The Alternate Remedy
Some years ago, Virginia Stem Owens assigned the reading of the Sermon on the Mount to her composition class at Texas A&M University, and she asked the students to write a short essay on what they had read. Some of her students wrote:
- The stuff the churches preach is extremely strict and allows for almost no fun without thinking it is a sin.
- I did not like the essay “Sermon on the Mount.” It was hard to read and made me feel like I had to be perfect, and no one is.
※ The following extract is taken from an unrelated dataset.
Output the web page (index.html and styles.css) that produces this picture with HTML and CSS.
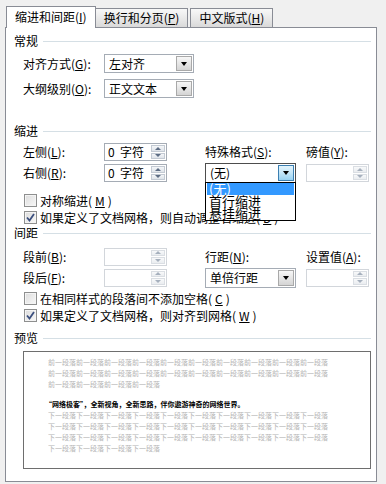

- The things asked in this sermon are absurd. To look at a woman is adultery. That is the most extreme, stupid, unhuman statement that I have ever heard. (Reported by Philip Yancey in The Jesus I Never Knew, p. 130)
Those responses seem to be particularly focused on Matthew 5:17-48, where Jesus declares that to call a person a name is akin to murdering the person, and to look upon a person lustfully is tantamount to committing adultery, and that if a person strikes us on the right cheek we are to turn our other cheek to our assailant. He concludes the section by telling us to be as perfect as our heavenly Father is perfect.
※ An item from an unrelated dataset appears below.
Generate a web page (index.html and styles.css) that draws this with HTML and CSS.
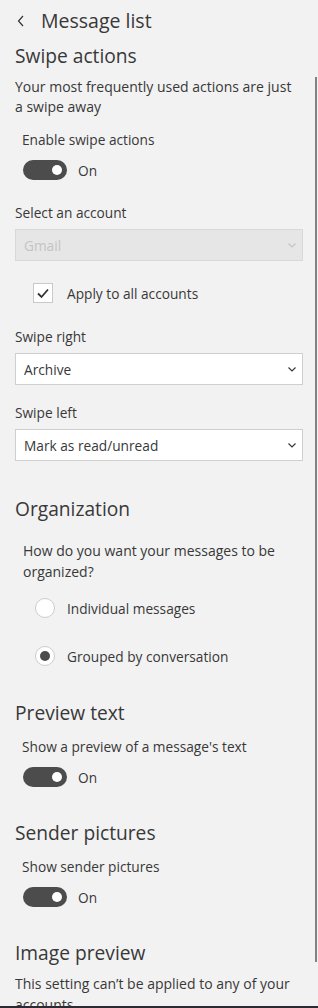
FILE: index.html
```html
<!DOCTYPE html>
<html lang="en">
<head>
  <meta charset="UTF-8" />
  <meta name="viewport" content="width=device-width, initial-scale=1.0"/>
  <title>Message list</title>
  <link rel="stylesheet" href="styles.css">
</head>
<body>
  <div class="page">
    <header class="title-bar">
      <svg class="back" width="8" height="12" viewBox="0 0 8 12" aria-hidden="true">
        <path d="M6 1L1.5 6L6 11" fill="none" stroke="#333" stroke-width="1.2"/>
      </svg>
      <h1>Message list</h1>
    </header>

    <section class="group">
      <h2>Swipe actions</h2>
      <p class="intro">Your most frequently used actions are just a swipe away</p>
      <div class="label indent enable-label">Enable swipe actions</div>
      <div class="toggle-row">
        <span class="toggle on"></span>
        <span class="toggle-text">On</span>
      </div>

      <div class="label account-label">Select an account</div>
      <select class="select" disabled>
        <option>Gmail</option>
      </select>

      <label class="check-row">
        <span class="checkbox">
          <svg width="14" height="12" viewBox="0 0 14 12" aria-hidden="true">
            <path d="M2 6.5L5.5 10L12 2.5" fill="none" stroke="#333" stroke-width="1.8"/>
          </svg>
        </span>
        <span>Apply to all accounts</span>
      </label>

      <div class="label right-label">Swipe right</div>
      <select class="select">
        <option>Archive</option>
      </select>

      <div class="label left-label">Swipe left</div>
      <select class="select">
        <option>Mark as read/unread</option>
      </select>
    </section>

    <section class="group organization">
      <h2>Organization</h2>
      <p class="question">How do you want your messages to be organized?</p>
      <div class="radio-row first">
        <span class="radio"></span>
        <span>Individual messages</span>
      </div>
      <div class="radio-row second">
        <span class="radio checked"></span>
        <span>Grouped by conversation</span>
      </div>
    </section>

    <section class="group preview">
      <h2>Preview text</h2>
      <div class="label indent small-gap">Show a preview of a message's text</div>
      <div class="toggle-row">
        <span class="toggle on"></span>
        <span class="toggle-text">On</span>
      </div>
    </section>

    <section class="group pictures">
      <h2>Sender pictures</h2>
      <div class="label indent small-gap">Show sender pictures</div>
      <div class="toggle-row">
        <span class="toggle on"></span>
        <span class="toggle-text">On</span>
      </div>
    </section>

    <section class="group images">
      <h2>Image preview</h2>
      <p class="note">This setting can’t be applied to any of your accounts</p>
    </section>
  </div>
  <div class="scroll-thumb"></div>
</body>
</html>
```

FILE: styles.css
```css
body {
  margin: 0;
  background-color: #f2f2f2;
  color: #383838;
  font-family: "Open Sans", "Noto Sans", sans-serif;
  overflow: hidden;
}
.page {
  height: 1006px;
  overflow: hidden;
  border-bottom: 2px solid #2e2a33;
  padding: 0 15px 0 15px;
}

.title-bar {
  height: 42px;
  display: flex;
  align-items: center;
  gap: 16px;
  padding-left: 2px;
}
.title-bar h1 {
  margin: 0;
  font-size: 19.5px;
  font-weight: 400;
  line-height: 28px;
}

h2 {
  margin: 0;
  font-size: 19.2px;
  font-weight: 400;
  line-height: 28px;
}

.intro {
  margin: 7px 0 0;
  max-width: 282px;
  font-size: 14px;
  line-height: 20px;
}

.label {
  font-size: 13.7px;
  line-height: 20px;
}
.indent { padding-left: 7px; }
.enable-label { margin-top: 13px; }
.account-label { margin-top: 23px; }
.right-label { margin-top: 24px; }
.left-label { margin-top: 18px; }
.small-gap { margin-top: 10px; }

.toggle-row {
  display: flex;
  align-items: center;
  gap: 11px;
  margin-top: 10px;
  padding-left: 8px;
  height: 20px;
  font-size: 13.7px;
}
.toggle {
  width: 44px;
  height: 20px;
  border-radius: 10px;
  background-color: #4c4c4c;
  display: flex;
  align-items: center;
  justify-content: flex-end;
  padding-right: 5px;
  box-sizing: border-box;
}
.toggle::after {
  content: "";
  width: 10px;
  height: 10px;
  border-radius: 50%;
  background-color: #fff;
}

.select {
  display: block;
  width: 100%;
  height: 32px;
  margin-top: 6px;
  padding: 0 28px 0 8px;
  font-family: inherit;
  font-size: 13.7px;
  color: #383838;
  background-color: #fff;
  border: 1px solid #cfcfcf;
  border-radius: 0;
  appearance: none;
  background-image: url("data:image/svg+xml,%3Csvg width='8' height='5' viewBox='0 0 8 5' xmlns='http://www.w3.org/2000/svg'%3E%3Cpath d='M0.5 0.5L4 4L7.5 0.5' fill='none' stroke='%23333' stroke-width='1.1'/%3E%3C/svg%3E");
  background-repeat: no-repeat;
  background-position: right 6px center;
  outline: none;
}
.select:disabled {
  background-color: #e6e6e6;
  border-color: #d8d8d8;
  color: #c4c4c4;
  opacity: 1;
  background-image: url("data:image/svg+xml,%3Csvg width='8' height='5' viewBox='0 0 8 5' xmlns='http://www.w3.org/2000/svg'%3E%3Cpath d='M0.5 0.5L4 4L7.5 0.5' fill='none' stroke='%23c4c4c4' stroke-width='1.1'/%3E%3C/svg%3E");
}

.check-row {
  display: flex;
  align-items: center;
  gap: 14px;
  margin-top: 22px;
  padding-left: 18px;
  height: 20px;
  font-size: 13.7px;
}
.checkbox {
  width: 18px;
  height: 18px;
  border: 1px solid #c9c9c9;
  background-color: #fff;
  display: flex;
  align-items: center;
  justify-content: center;
}

.organization { margin-top: 34px; }
.question {
  margin: 17px 0 0;
  padding-left: 8px;
  font-size: 14px;
  line-height: 21px;
}
.radio-row {
  display: flex;
  align-items: center;
  gap: 12px;
  height: 20px;
  padding-left: 20px;
  font-size: 13.7px;
}
.radio-row.first { margin-top: 16px; }
.radio-row.second { margin-top: 28px; }
.radio {
  width: 18px;
  height: 18px;
  border: 1px solid #cdcdcd;
  border-radius: 50%;
  background-color: #fff;
  display: flex;
  align-items: center;
  justify-content: center;
}
.radio.checked::after {
  content: "";
  width: 10px;
  height: 10px;
  border-radius: 50%;
  background-color: #4c4c4c;
}

.preview { margin-top: 33px; }
.pictures { margin-top: 32px; }
.images { margin-top: 32px; }
.note {
  margin: 6px 0 0;
  font-size: 14px;
  line-height: 21px;
}

.scroll-thumb {
  position: fixed;
  top: 77px;
  right: 1px;
  width: 2px;
  height: 885px;
  background-color: #828282;
}
```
If we perceive this section of Scripture to be a formula, detailing what is necessary from us to be able to get into heaven, then we have reason for confusion, frustration, and despair. If we have to measure up to standards of perfection in order to get into heaven, then we are doomed.
But if we understand this section of the Sermon on the Mount to be more of a diagnosis of our situation than a formula for our advancement, then we have grounds for hope.
As a diagnosis, this section of the Sermon on the Mount reveals that we have a fatal problem (we are all sinners), that the legalistic approach will never work (none of us can come close to being as perfect as our heavenly Father), so we must look for an alternate remedy.
The alternate remedy is brought up in Matthew 5:17, when Jesus announces that He came not to abolish the Law or the prophets but to fulfill them. From a legalistic perspective, fulfillment of the Law would require personal, moral perfection. But from a Biblical perspective, fulfillment of the Law is the sacrificial system for the forgiveness of our sins. Jesus came into the world to be that kind of fulfillment of the Law. He came to be the sacrifice for our sins.
On July 30, 1941, the guards at Auschwitz concentration camp assembled the prisoners because it had been discovered that one of them had escaped. To discourage anyone else from trying to get away, Sub-Commandant Karl Fritzsch ordered that ten prisoners be selected at random to die by starvation. One of the ten chosen was Franciszek Gajowniczek, prisoner number 5659. On hearing his number called, Gajowniczek cried out in agony over the fate of his wife and his children. At that, a Franciscan priest named Maximilian Kolbe stepped forward and said, “I am a Catholic priest from Poland; I would like to take his place, because he has a wife and children.” After two weeks of agonizing starvation, Kolbe was eventually executed with an injection of carbolic acid.
Maximilian Kolbe became the fulfillment of the law for Franciszek Gajowniczek by taking his place in death. In deep gratitude, Gajowniczek spent much of the rest of his life telling people about the heroic love by Maximilian Kolbe.
Jesus did the same for us. He became the fulfillment of the Law by taking upon Himself the full weight of the Law’s judgment against sin. As a result, we do not have to strive to try to attain legalistic perfection but can rejoice that we have been welcomed into the realm of God’s grace through the alternate remedy of Jesus fulfilling the weight of the Law by dying on the cross for us.